┌──

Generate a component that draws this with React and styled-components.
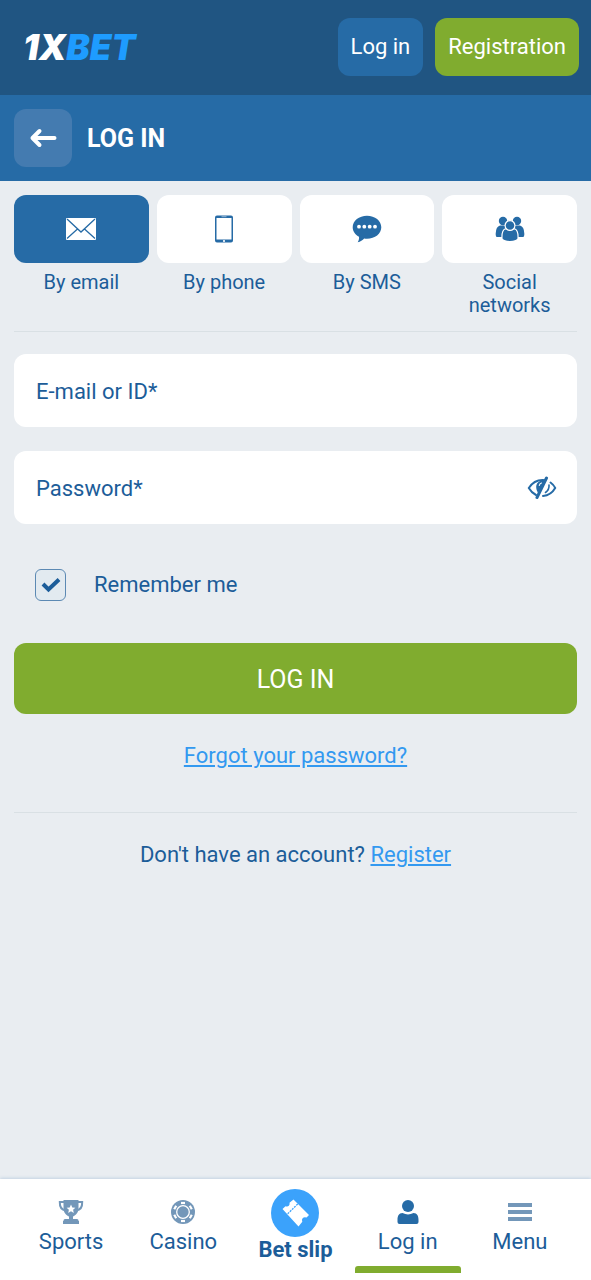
import React, { useState } from "react";
import styled, { createGlobalStyle } from "styled-components";

const GlobalStyle = createGlobalStyle`
  :root {
    --navy: #205582;
    --blue: #266ba6;
    --text: #1c5d99;
    --link: #3399f0;
    --green: #80ac2f;
    --page: #e9edf1;
    --line: #d9e0e4;
    --muted: #7397b9;
  }
  * {
    box-sizing: border-box;
  }
  body {
    margin: 0;
    background-color: var(--page);
    color: var(--text);
    font-family: Roboto, "Liberation Sans", sans-serif;
    font-size: 22px;
    line-height: 26px;
  }
  button,
  input {
    font: inherit;
    color: inherit;
  }
  svg {
    display: block;
  }
`;

const Page = styled.div`
  display: flex;
  flex-direction: column;
  min-height: 100vh;
`;

const Header = styled.header`
  display: flex;
  align-items: center;
  gap: 12px;
  padding: 18px 12px 19px 23px;
  background-color: var(--navy);
`;

const Logo = styled.a`
  margin-right: auto;
  color: #fff;
  font-family: Inter, "Liberation Sans", sans-serif;
  font-size: 35px;
  font-style: italic;
  font-weight: 900;
  line-height: 40px;
  text-decoration: none;

  span {
    color: #1e9cff;
  }
`;

const HeaderButton = styled.button`
  height: 58px;
  padding: 0 13px;
  border: 0;
  border-radius: 12px;
  background-color: ${({ $primary }) =>
    $primary ? "var(--green)" : "var(--blue)"};
  color: #fff;
  cursor: pointer;
`;

const TitleBar = styled.div`
  display: flex;
  align-items: center;
  gap: 15px;
  padding: 14px;
  background-color: var(--blue);
  color: #fff;
`;

const BackButton = styled.button`
  display: flex;
  align-items: center;
  justify-content: center;
  width: 58px;
  height: 58px;
  padding: 0;
  border: 0;
  border-radius: 12px;
  background-color: #447bb0;
  cursor: pointer;
`;

const Title = styled.h1`
  margin: 0;
  padding-top: 2px;
  font-size: 25px;
  font-weight: 700;
  line-height: 30px;
`;

const Content = styled.main`
  flex: 1;
  padding: 14px;
`;

const Tabs = styled.div`
  display: grid;
  grid-template-columns: repeat(4, 1fr);
  gap: 8px;
  padding-bottom: 14px;
  border-bottom: 1px solid var(--line);
`;

const Tab = styled.button`
  display: flex;
  flex-direction: column;
  gap: 8px;
  padding: 0;
  border: 0;
  background: none;
  font-size: 20px;
  line-height: 23px;
  cursor: pointer;
`;

const TabTile = styled.span`
  display: flex;
  align-items: center;
  justify-content: center;
  width: 100%;
  height: 68px;
  border-radius: 12px;
  background-color: ${({ $active }) => ($active ? "var(--blue)" : "#fff")};
  color: ${({ $active }) => ($active ? "#fff" : "var(--blue)")};
`;

const TabLabel = styled.span`
  width: 100%;
  padding: 0 12px;
  text-align: center;
`;

const Form = styled.form`
  display: flex;
  flex-direction: column;
  gap: 24px;
  padding-top: 22px;
`;

const Field = styled.div`
  display: flex;
  align-items: center;
  height: 73px;
  padding: 0 20px 0 22px;
  border-radius: 12px;
  background-color: #fff;
`;

const Input = styled.input`
  flex: 1;
  min-width: 0;
  height: 100%;
  padding: 2px 0 0;
  border: 0;
  outline: 0;
  background: none;

  &::placeholder {
    color: var(--text);
    opacity: 1;
  }
`;

const IconButton = styled.button`
  padding: 0;
  border: 0;
  background: none;
  cursor: pointer;
`;

const Remember = styled.label`
  display: flex;
  align-items: center;
  gap: 28px;
  align-self: flex-start;
  padding: 21px 20px 18px 21px;
  cursor: pointer;
`;

const CheckBox = styled.span`
  display: grid;
  place-items: center;

  input,
  svg {
    grid-area: 1 / 1;
  }
  input {
    width: 31px;
    height: 32px;
    margin: 0;
    appearance: none;
    border: 1px solid #5c89b3;
    border-radius: 6px;
    background-color: #e2eaf0;
  }
  svg {
    pointer-events: none;
  }
`;

const SubmitButton = styled.button`
  height: 71px;
  padding: 2px 0 0;
  border: 0;
  border-radius: 12px;
  background-color: var(--green);
  color: #fff;
  font-size: 25px;
  cursor: pointer;
`;

const Link = styled.a`
  color: var(--link);
  text-decoration: underline;
`;

const Forgot = styled.p`
  margin: 0;
  padding: 29px 0 43px;
  border-bottom: 1px solid var(--line);
  text-align: center;
`;

const SignUp = styled.p`
  margin: 0;
  padding-top: 29px;
  text-align: center;
`;

const BottomNav = styled.nav`
  display: grid;
  grid-template-columns: repeat(5, 1fr);
  height: 101px;
  padding: 0 15px;
  background-color: #fff;
  box-shadow: 0 -1px 3px #c3d2e3;
`;

const NavItem = styled.a`
  display: flex;
  flex-direction: column;
  align-items: center;
  gap: 4px;
  padding-top: 20px;
  color: var(--text);
  font-weight: ${({ $strong }) => ($strong ? 700 : 400)};
  text-decoration: none;

  ${({ $strong }) => $strong && "padding-top: 10px; gap: 0;"}

  svg {
    color: ${({ $active }) => ($active ? "var(--blue)" : "var(--muted)")};
  }

  &::after {
    content: "";
    width: calc(100% - 6px);
    height: 7px;
    margin-top: 7px;
    border-radius: 3px 3px 0 0;
    background-color: ${({ $active }) =>
      $active ? "var(--green)" : "transparent"};
  }
`;

const SlipBadge = styled.span`
  display: flex;
  align-items: center;
  justify-content: center;
  width: 48px;
  height: 48px;
  border-radius: 50%;
  background-color: #3ba2fb;

  svg {
    color: #fff;
  }
`;

const ArrowIcon = () => (
  <svg width="28" height="20" viewBox="0 0 28 20" fill="none" stroke="#fff" strokeWidth="4" strokeLinecap="round" strokeLinejoin="round">
    <path d="M25.500 10H3.500M10.500 3L3.500 10l7 7" />
  </svg>
);

const MailIcon = () => (
  <svg width="30" height="22" viewBox="0 0 30 22">
    <rect x="0" y="0" width="30" height="22" rx="1" fill="currentColor" />
    <path d="M1 1l14 13L29 1M1 20.500l10.500-9.500M29 20.500L18.500 11" fill="none" stroke="#266ba6" strokeWidth="1.300" />
  </svg>
);

const PhoneIcon = () => (
  <svg width="20" height="28" viewBox="0 0 20 28">
    <path fillRule="evenodd" fill="currentColor" d="M3 .5h14a2 2 0 0 1 2 2v23a2 2 0 0 1-2 2H3a2 2 0 0 1-2-2v-23a2 2 0 0 1 2-2zM2.500 3v21.500h15V3z" />
    <path d="M7.500 1.700h5" stroke="#fff" strokeWidth=".5" />
    <circle cx="10" cy="26" r="1.100" fill="#fff" />
  </svg>
);

const SmsIcon = () => (
  <svg width="30" height="28" viewBox="0 0 30 28">
    <path fill="currentColor" d="M15 .8c8 0 14.300 5 14.300 11.500S23 23.700 15 23.700c-1 0-1.900-.1-2.800-.2-1.700 1.800-3.700 3.200-6.500 3.800 1.100-1.700 1.600-3.600 1.300-5.500C3.300 19.700.7 16.300.7 12.300.7 5.800 7 .8 15 .8z" />
    {[7, 12.300, 17.700, 23].map((x) => (
      <circle key={x} cx={x} cy="11.700" r="1.900" fill="#fff" />
    ))}
  </svg>
);

const PeopleIcon = () => (
  <svg width="30" height="26" viewBox="0 0 30 26" fill="currentColor">
    <circle cx="8" cy="5" r="4.200" />
    <circle cx="22" cy="5" r="4.200" />
    <path d="M5 9.500h6v11.500H1.500q-1-1-.8-3.500.2-7 4.300-8zM25 9.500h-6v11.500h9.500q1-1 .8-3.500-.2-7-4.300-8z" />
    <path d="M10.500 12.800h9c3 1 3.800 5 3.500 10-2 3.700-14 3.700-16 0-.3-5 .5-9 3.500-10z" stroke="#fff" strokeWidth="1.200" />
    <circle cx="15" cy="9.500" r="4.900" stroke="#fff" strokeWidth="1.200" />
  </svg>
);

const EyeOffIcon = () => (
  <svg width="30" height="24" viewBox="0 0 30 24" fill="none" stroke="#266ba6" strokeWidth="2" strokeLinecap="round">
    <path d="M9 19C6 17.500 3.500 15 1.800 12 5 7 9.500 4 15.500 4c1 0 1.600.1 2.500.3" />
    <path d="M23.500 6.500c2 1.400 3.700 3.300 4.700 5.500-2.700 4.700-7 7.500-12.200 8" />
    <path d="M16 4.500c-4.200 0-7 3-6.800 6.800.1 2.200.8 4 1.800 5.500l8-12z" fill="#266ba6" stroke="none" />
    <path d="M12.300 9.500c.2-1.300 1-2.200 2.200-2.500" stroke="#fff" strokeWidth="1.100" />
    <path d="M22 9c.3 3.200-1 5.800-3.500 7.500" strokeWidth="1.600" />
    <path d="M19.500 2L10 21.500" strokeWidth="3" />
  </svg>
);

const TrophyIcon = () => (
  <svg width="26" height="26" viewBox="0 0 26 26" fill="currentColor">
    <path d="M5.500 1h15v8.500c0 4-2.700 6.800-5.500 8v2.500h4q1.500 0 1.500 1.500V22h.5v3H5v-3h.500v-.5q0-1.500 1.500-1.500h4v-2.500c-2.800-1.200-5.500-4-5.500-8z" />
    <path d="M6.500 3H1.800c-.2 5 2 8 6 8.500M19.500 3h4.700c.2 5-2 8-6 8.500" fill="none" stroke="currentColor" strokeWidth="2" />
    <path d="M13 5.500l1.300 2.900 3.100.3-2.300 2.100.7 3.100L13 12.300l-2.800 1.600.7-3.100-2.300-2.100 3.100-.3z" fill="#fff" />
  </svg>
);

const ChipIcon = () => (
  <svg width="26" height="26" viewBox="0 0 26 26" fill="none">
    <circle cx="13" cy="13" r="12" fill="currentColor" />
    <circle cx="13" cy="13" r="6.300" stroke="#fff" strokeWidth="1.300" />
    {[0, 60, 120, 180, 240, 300].map((angle) => (
      <path key={angle} d="M11 4h4" stroke="#fff" strokeWidth="2.200" transform={`rotate(${angle} 13 13)`} />
    ))}
  </svg>
);

const TicketIcon = () => (
  <svg width="30" height="30" viewBox="0 0 30 30">
    <path fill="currentColor" d="M13.500 1.500L29 17l-2.500 2.600q-2.200-1-3.700.5t-.5 3.700L18.500 28.500 2.500 11l3-2.800q2 .9 3.300-.4t.7-3z" />
    <path d="M17.700 6L7.500 16" stroke="#3ba2fb" strokeWidth="1.300" strokeDasharray="2 1" />
  </svg>
);

const UserIcon = () => (
  <svg width="26" height="26" viewBox="0 0 26 26" fill="currentColor">
    <circle cx="13" cy="7" r="6" />
    <path d="M7.500 14q5.500 2.800 11 0c3.700 0 5 3 5 7v2q0 2-2 2h-17q-2 0-2-2v-2c0-4 1.300-7 5-7z" />
  </svg>
);

const MenuIcon = () => (
  <svg width="26" height="26" viewBox="0 0 26 26" fill="currentColor">
    <path d="M1 4h24v4H1zM1 11h24v4H1zM1 18h24v4H1z" />
  </svg>
);

const tabs = [
  { label: "By email", icon: MailIcon },
  { label: "By phone", icon: PhoneIcon },
  { label: "By SMS", icon: SmsIcon },
  { label: "Social networks", icon: PeopleIcon },
];

const App = () => {
  const [method, setMethod] = useState("By email");
  const [remember, setRemember] = useState(true);
  const [visible, setVisible] = useState(false);

  return (
    <Page>
      <GlobalStyle />
      <Header>
        <Logo href="#">
          1X<span>BET</span>
        </Logo>
        <HeaderButton>Log in</HeaderButton>
        <HeaderButton $primary>Registration</HeaderButton>
      </Header>
      <TitleBar>
        <BackButton aria-label="Back">
          <ArrowIcon />
        </BackButton>
        <Title>LOG IN</Title>
      </TitleBar>

      <Content>
        <Tabs>
          {tabs.map(({ label, icon: Icon }) => (
            <Tab
              key={label}
              aria-pressed={method === label}
              onClick={() => setMethod(label)}
            >
              <TabTile $active={method === label}>
                <Icon />
              </TabTile>
              <TabLabel>{label}</TabLabel>
            </Tab>
          ))}
        </Tabs>

        <Form onSubmit={(e) => e.preventDefault()}>
          <Field>
            <Input aria-label="E-mail or ID" placeholder="E-mail or ID*" />
          </Field>
          <Field>
            <Input
              type={visible ? "text" : "password"}
              aria-label="Password"
              placeholder="Password*"
            />
            <IconButton
              type="button"
              aria-label="Show password"
              onClick={() => setVisible(!visible)}
            >
              <EyeOffIcon />
            </IconButton>
          </Field>
          <Remember>
            <CheckBox>
              <input
                type="checkbox"
                checked={remember}
                onChange={(e) => setRemember(e.target.checked)}
              />
              {remember && (
                <svg width="20" height="16" viewBox="0 0 20 16" fill="none" stroke="#1c5d99" strokeWidth="4">
                  <path d="M2 7l5.500 5.500L18 2.500" />
                </svg>
              )}
            </CheckBox>
            Remember me
          </Remember>
          <SubmitButton>LOG IN</SubmitButton>
        </Form>

        <Forgot>
          <Link href="#">Forgot your password?</Link>
        </Forgot>
        <SignUp>
          Don't have an account? <Link href="#">Register</Link>
        </SignUp>
      </Content>

      <BottomNav>
        <NavItem href="#">
          <TrophyIcon />
          Sports
        </NavItem>
        <NavItem href="#">
          <ChipIcon />
          Casino
        </NavItem>
        <NavItem href="#" $strong>
          <SlipBadge>
            <TicketIcon />
          </SlipBadge>
          Bet slip
        </NavItem>
        <NavItem href="#" $active>
          <UserIcon />
          Log in
        </NavItem>
        <NavItem href="#">
          <MenuIcon />
          Menu
        </NavItem>
      </BottomNav>
    </Page>
  );
};

export default App;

└──

● **Exercise requirements**: From the listing above, return each line with the word "React".

● **Task response**:
Generate a component that draws this with React and styled-components.
import React, { useState } from "react";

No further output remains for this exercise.